Self-examination and problem-solving

The Blueprint is about finding and fixing problems in the criminal legal system response to domestic violence crimes. It provides best-practice templates that articulate how agencies can more effectively aid and protect victims of ongoing abuse, hold offenders accountable, and further the goal of public safety. In a Blueprint community, criminal justice system agencies partner with community-based advocacy to check practices against the Blueprint standards and to identify and solve problems together. Agencies commit to a process of ongoing supervision and monitoring to sustain the Blueprint and adjust to unforeseen or new problems in their response.


Blueprint foundational principles

Six foundation principles are fundamental to how the Blueprint functions.

  1. Adhere to an interagency approach and collective intervention goals
  2. Build attention to context and severity of abuse into each intervention
  3. Recognize that most domestic violence is a patterned crime requiring continuing engagement with victims and offenders
  4. Ensure sure and swift consequences for continued abuse
  5. Send messages of help to victims and messages of accountability to offenders
  6. Act in ways that reduce unintended consequences and the disparity of impact on victims and offenders

The principles carry the essence of the Blueprint. In a Blueprint community, the major criminal justice agencies agree that the foundational principles will guide the response at each step.

A central role for community-based advocacy in Blueprint leadership and partnerships

The Blueprint is distinctive in its emphasis on leadership by community-based advocacy organizations with a history of legal systems advocacy to individual victims of battering and experience in improving the legal system response.

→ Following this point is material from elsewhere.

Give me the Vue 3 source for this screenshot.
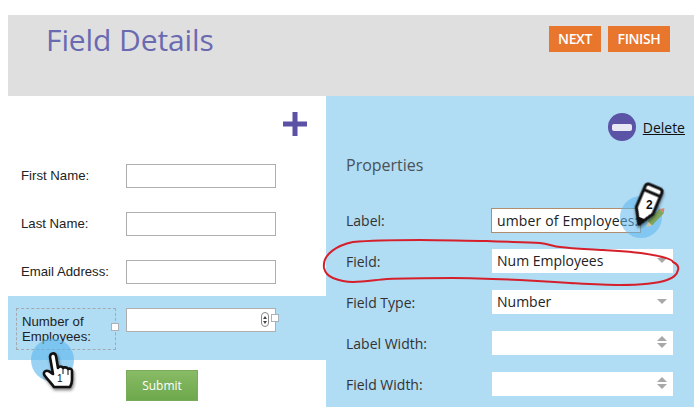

The Blueprint calls on advocacy organizations and criminal justice agencies to work together to develop procedures and protocols. It also calls for including and consulting with those in the community who are most impacted by such public policies. Along with practitioner-advocate partnerships, a Blueprint community engages with a range of community members, from victims and survivors to populations overrepresented and/or underserved in the system, to develop, implement, and monitor Blueprint policies and practice.

Community-based advocacy located in nonprofit, nongovernmental or tribal organizations, such as a local program for battered women, is essential to grounding the Blueprint in the scope and scale of domestic violence and in victims’ lives and experiences. One way this can happen is to establish and maintain an advisory group of survivors who can help direct the process of adapting and implementing the Blueprint.

Community-based advocacy provides a setting where victims of battering can speak confidentially, freely, and openly. No one else plays this role, which is distinct from that of the important support provided by victim assistance or legal services within government agencies.  Community-based advocacy typically has broader access to victims and survivors, many of whom are fearful of and try to avoid public institutions such as the criminal legal system. Research reinforces the value of the advocacy initiated response reflected in the Blueprint by improved court outcomes in domestic violence-related cases.